E dire che io di storia romana non ne so molto, anzi non ne so praticamente nulla, e mai mi sono sentito appassionato a tale argomento. Ma, ora, anche le opere latine stanno diventando interessanti. Ovviamente però le leggerei già tradotte!

Dacia Maraini (Rizzoli, BUR, Sem) è stata la protagonista del penultimo evento ascoltato, e lo slancio nel raccontare la sconfinata passione del padre Fosco (“Farfalle e ghiacciai”, Hoepli) per l’alpinismo ha generato un’ovazione sconfinata dell’intera piazza. Sembrava che anche i sanpietrini applaudissero con la gente.
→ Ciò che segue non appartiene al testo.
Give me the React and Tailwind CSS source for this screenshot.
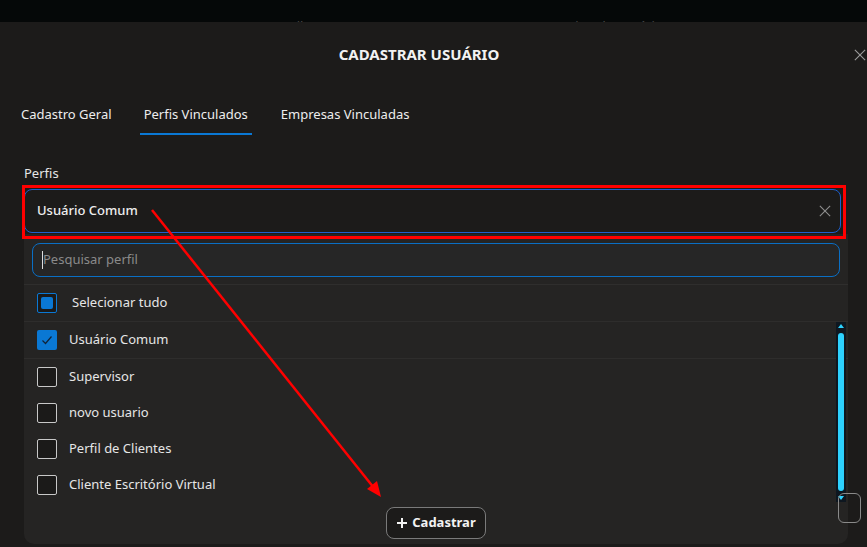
import React from 'react';

const perfis = [
  { name: 'Supervisor', checked: false },
  { name: 'novo usuario', checked: false },
  { name: 'Perfil de Clientes', checked: false },
  { name: 'Cliente Escritório Virtual', checked: false },
];

const CloseIcon = ({ size = 14, className = '' }) => (
  <svg width={size} height={size} viewBox="0 0 14 14" className={className}>
    <path d="M1 1 L13 13 M13 1 L1 13" stroke="currentColor" strokeWidth="1.3" fill="none" />
  </svg>
);

const Checkbox = ({ state }) => {
  if (state === 'checked') {
    return (
      <div className="flex h-[20px] w-[20px] items-center justify-center rounded-[2px] bg-[#0a78d4]">
        <svg width="14" height="14" viewBox="0 0 14 14">
          <path d="M2.5 7.5 L5.5 10.5 L11.5 3.5" stroke="#10243a" strokeWidth="1.2" fill="none" />
        </svg>
      </div>
    );
  }
  if (state === 'partial') {
    return (
      <div className="flex h-[20px] w-[20px] items-center justify-center rounded-[2px] border border-[#0a78d4] bg-[#1b1a19]">
        <div className="h-[12px] w-[12px] rounded-[2px] bg-[#0a78d4]" />
      </div>
    );
  }
  return <div className="h-[20px] w-[20px] rounded-[2px] border border-[#c8c8c8] bg-[#1b1a19]" />;
};

const Row = ({ state, label, textClass = 'ml-[12px]', line = false, tall = false }) => (
  <div
    className={`flex items-center pl-[13px] ${tall ? 'h-[37px]' : 'h-[36px]'} ${line ? 'border-b border-[#2e2d2c]' : ''}`}
  >
    <Checkbox state={state} />
    <span className={`${textClass} text-[13px] text-[#e6e6e6]`}>{label}</span>
  </div>
);

export default function App() {
  return (
    <div className="relative h-[547px] w-[867px] overflow-hidden bg-[#050808] font-['Noto_Sans',sans-serif]">
      {/* página por trás do modal */}
      <div className="relative h-[22px] overflow-hidden text-[13px] text-[#4a4a4a]">
        <span className="absolute left-[270px] top-[17px]">Email</span>
        <span className="absolute left-[568px] top-[17px]">Tipo de usuário</span>
      </div>

      <div className="relative h-[525px] bg-[#1c1b1a]">
        <div className="relative flex h-[64px] items-center justify-center pr-[29px]">
          <h2 className="text-[15px] font-bold text-[#f2f2f2]">CADASTRAR USUÁRIO</h2>
          <CloseIcon size={12} className="absolute right-[1px] top-[27px] text-[#9a9a9a]" />
        </div>

        <div className="flex h-[49px] items-end pl-[17px] text-[13px] text-[#ededed]">
          <div className="border-b-2 border-transparent px-[4px] pb-[9px] leading-[20px]">Cadastro Geral</div>
          <div className="ml-[24px] border-b-2 border-[#0a78d4] px-[4px] pb-[9px] leading-[20px]">Perfis Vinculados</div>
          <div className="ml-[25px] border-b-2 border-transparent px-[4px] pb-[9px] leading-[20px]">Empresas Vinculadas</div>
        </div>

        <div className="mt-[28px] pl-[24px] text-[13px] leading-[20px] text-[#e6e6e6]">Perfis</div>

        <div className="ml-[24px] mt-[6px] flex h-[44px] w-[817px] items-center justify-between rounded-[8px] border border-[#1c5fcf] bg-[#1c1b1a] pl-[12px] pr-[9px]">
          <span className="text-[13px] font-medium text-[#eeeeee]">Usuário Comum</span>
          <CloseIcon size={12} className="text-[#8c8c8c]" />
        </div>

        <div className="ml-[24px] mt-[1px] h-[310px] w-[824px] rounded-b-[10px] bg-[#252423]">
          <div className="pt-[9px]">
            <div className="mx-[8px] flex h-[34px] items-center rounded-[8px] border border-[#0a6fc5] bg-[#262626] pl-[9px]">
              <div className="h-[18px] w-px bg-[#dddddd]" />
              <span className="text-[13px] text-[#8a8a8a]">Pesquisar perfil</span>
            </div>
          </div>
          <div className="mt-[7px] border-t border-[#2f2e2d]">
            <Row state="partial" label="Selecionar tudo" textClass="ml-[15px]" line tall />
            <Row state="checked" label="Usuário Comum" line tall />
            <div className="relative">
              {perfis.map((p) => (
                <Row key={p.name} state={p.checked ? 'checked' : 'empty'} label={p.name} />
              ))}
              {/* barra de rolagem */}
              <div className="absolute right-[2px] top-[-37px] flex h-[180px] w-[10px] flex-col items-center bg-[#0e1720] py-[2px]">
                <div className="h-0 w-0 border-x-[3px] border-b-[4px] border-x-transparent border-b-[#2dd2ff]" />
                <div className="mt-[5px] w-[6px] flex-1 rounded-full bg-[#2dd2ff]" />
                <div className="mt-[5px] h-0 w-0 border-x-[3px] border-t-[4px] border-x-transparent border-t-[#2dd2ff]" />
              </div>
            </div>
          </div>
          <div className="mt-[4px] flex justify-center">
            <button className="flex h-[32px] w-[100px] items-center justify-center gap-[4px] rounded-[8px] border border-[#7a7a7a] bg-[#1c1b1a] text-[13px] font-bold text-[#f2f2f2]">
              <svg width="12" height="12" viewBox="0 0 12 12">
                <path d="M6 1 V11 M1 6 H11" stroke="currentColor" strokeWidth="2" />
              </svg>
              Cadastrar
            </button>
          </div>
        </div>

        {/* botão do modal encoberto pelo dropdown */}
        <div className="absolute left-[838px] top-[471px] h-[30px] w-[23px] rounded-[6px] border border-[#8a8a8a]" />
      </div>

      {/* anotações em vermelho */}
      <div className="pointer-events-none absolute left-[22px] top-[185px] h-[54px] w-[824px] border-[3px] border-[#ff0000]" />
      <svg className="pointer-events-none absolute left-0 top-0" width="867" height="547">
        <line x1="152" y1="210" x2="374" y2="488" stroke="#ff0000" strokeWidth="2.5" />
        <polygon points="381,497 367,489 377,481" fill="#ff0000" />
      </svg>
    </div>
  );
}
Il gran finale (almeno per quella che è stata la mia, ora mi dico, troppo breve, permanenza al Festival) è arrivato con Dave Eggers (Feltrinelli, Mondadori) presentato da – ma sarebbe meglio dire che ha duettato con – Paolo Giordano (Mondadori, Einaudi). Un big della letteratura americana con un big della letteratura italiana, per il totale di due big della letteratura mondiale. Centinaia di persone, un’ora di dialoghi e battute; impossibile trasmettere il livello di profondità, ironia e intimità che faceva vibrare l’aria.

Ora, come dopo un festival rock con i nomi dei cantanti ascoltati, non mi resta che recuperare quelle duecento opere che ho segnato come “assolutamente da leggere” nei due giorni mantovani. Poi licenziarmi e passare il resto della vita a leggere.